Ordinary Shares Subject to Possible Redemption

The Company accounts for its ordinary shares subject to possible redemption in accordance with the guidance in ASC Topic 480 “Distinguishing Liabilities from Equity.” Ordinary shares subject to mandatory redemption (if any) are classified as a liability instrument and are measured at fair value. Conditionally redeemable ordinary shares (including ordinary shares that feature redemption rights that is either within the control of the holder or subject to redemption upon the occurrence of uncertain events not solely within the Company’s control) are classified as temporary equity. At all other times, ordinary shares are classified as shareholders’ equity. The Company’s ordinary shares feature certain redemption rights that are considered to be outside of the Company’s control and subject to the occurrence of uncertain future events.
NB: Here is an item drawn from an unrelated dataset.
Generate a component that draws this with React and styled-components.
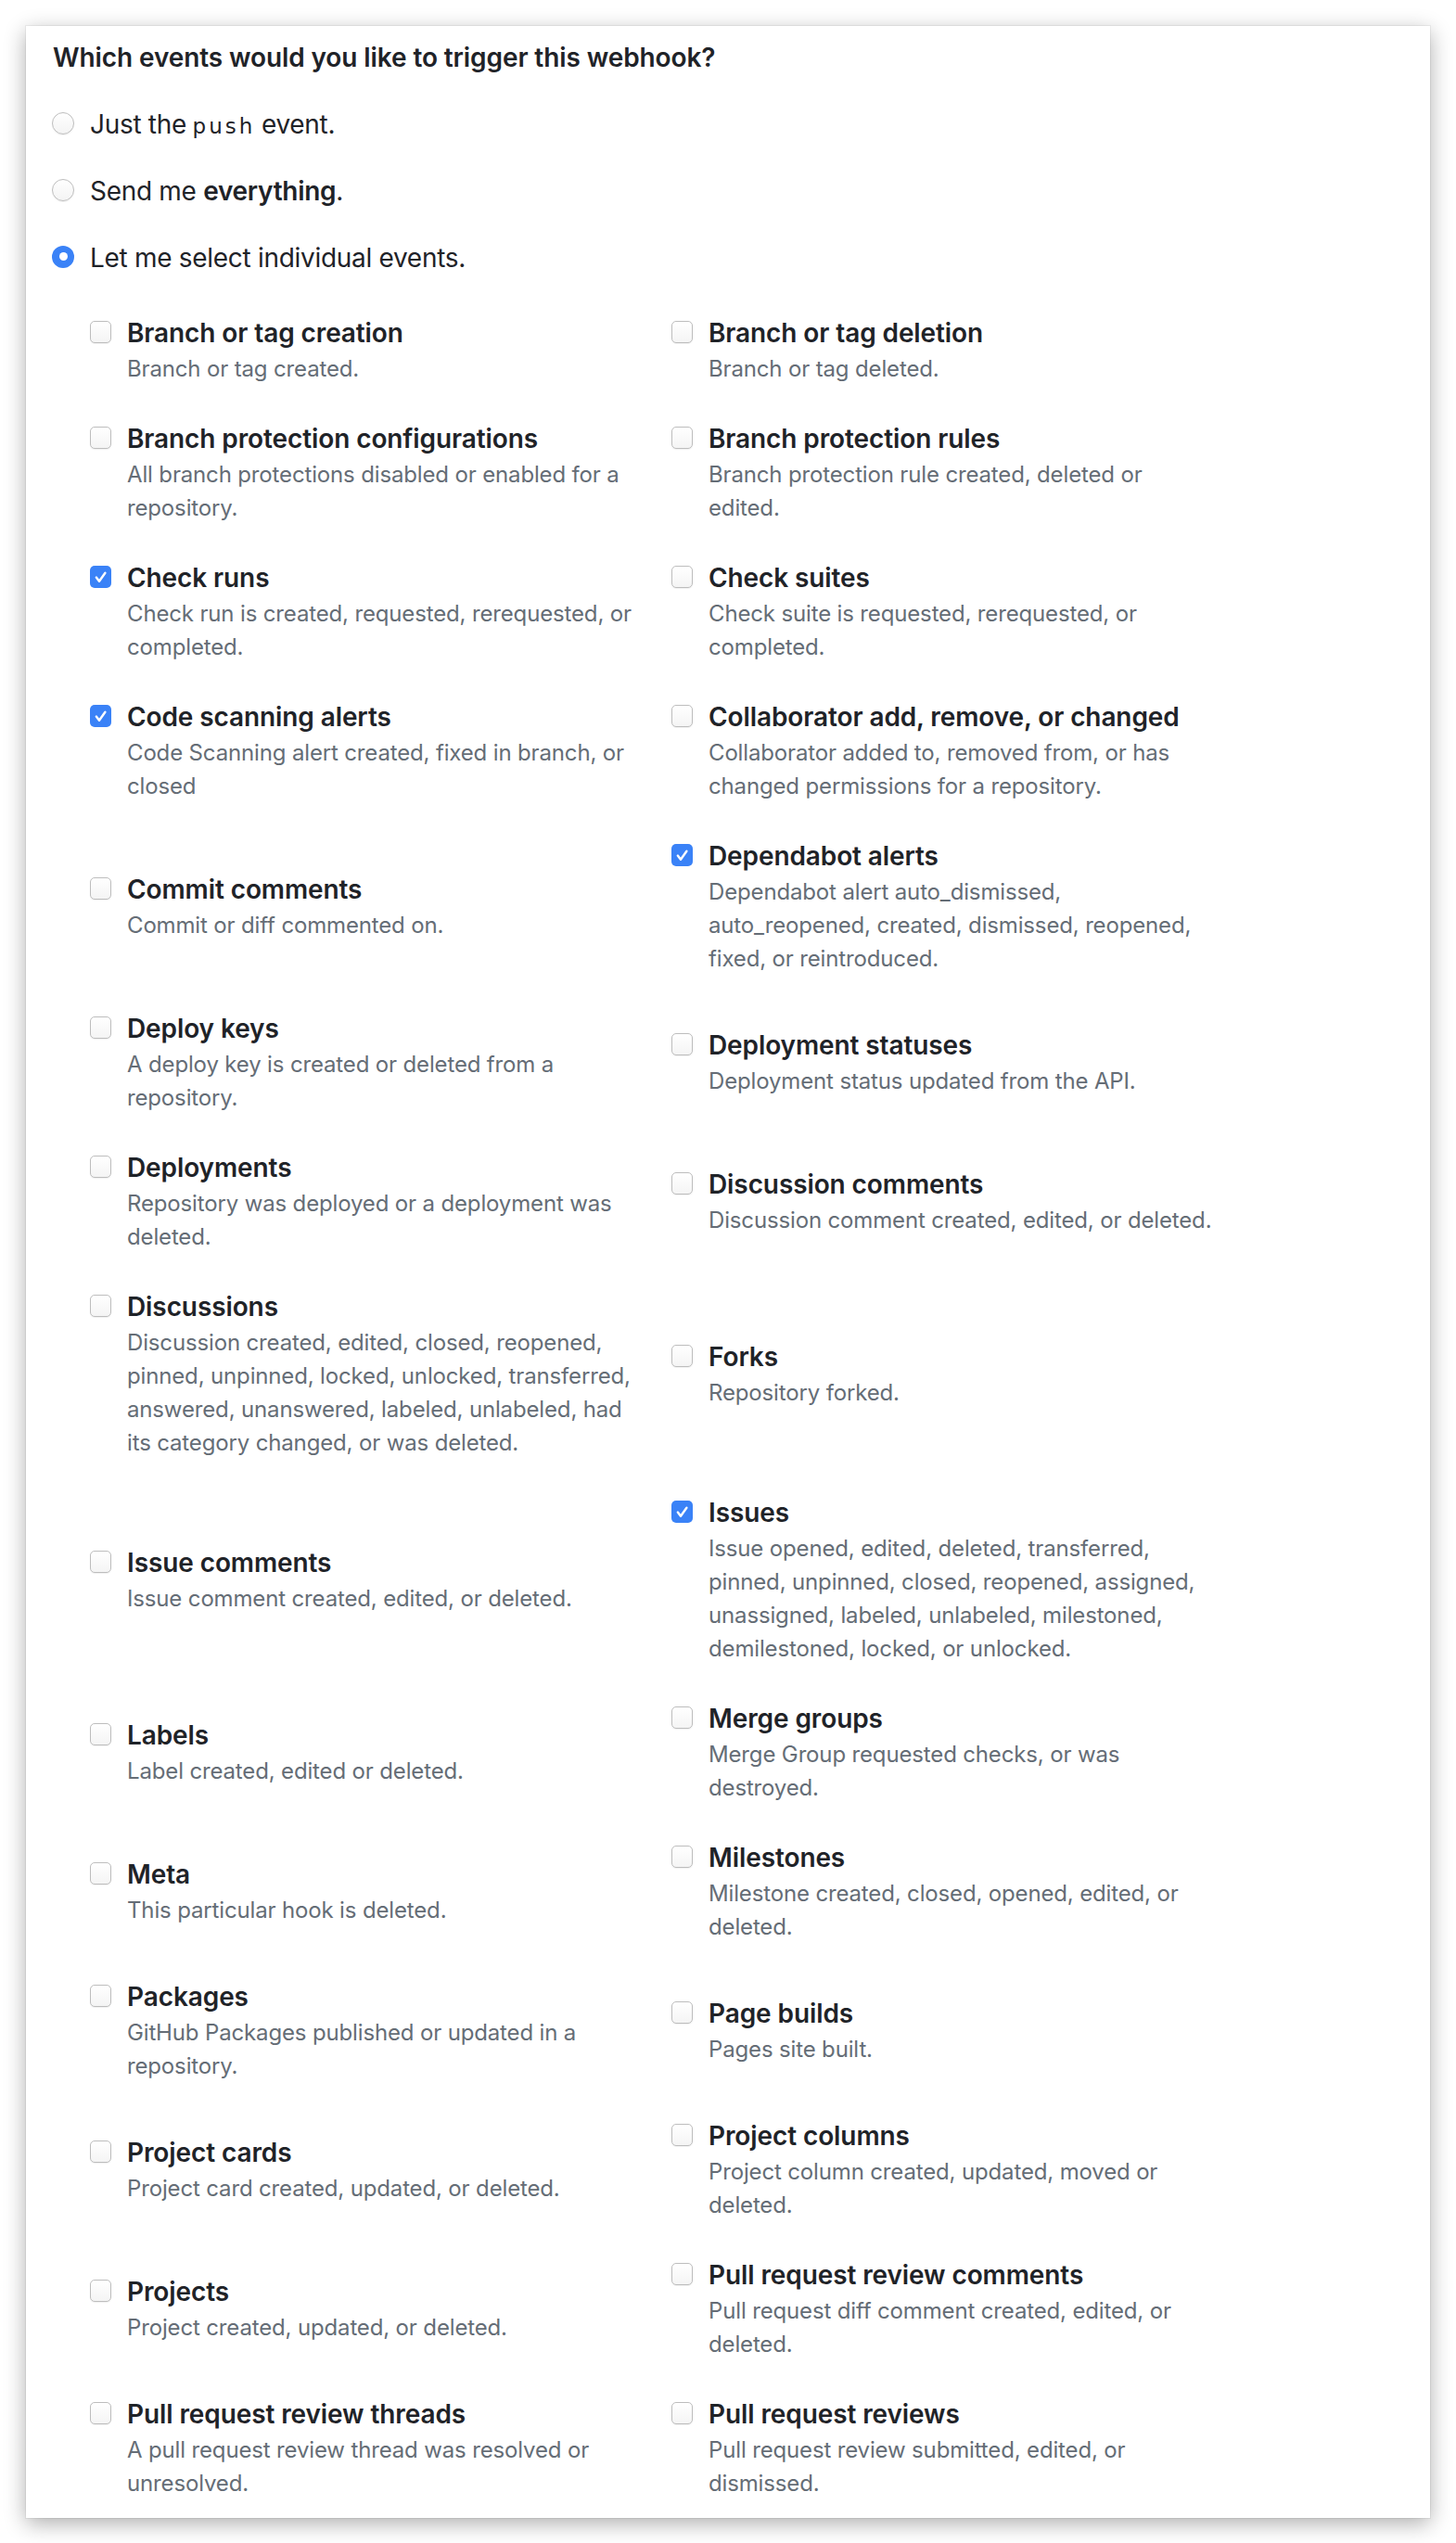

If it is probable that the equity instrument will become redeemable, the Company has the option to either (i) accrete changes in the redemption value over the period from the date of issuance (or from the date that it becomes probable that the instrument will become redeemable, if later) to the earliest redemption date of the instrument or (ii) recognize changes in the redemption value immediately as they occur and adjust the carrying amount of the instrument to equal the redemption value at the end of each reporting period. The Company has elected to accrete changes in the redemption value over the period from the date of issuance to the earliest redemption date of the instrument.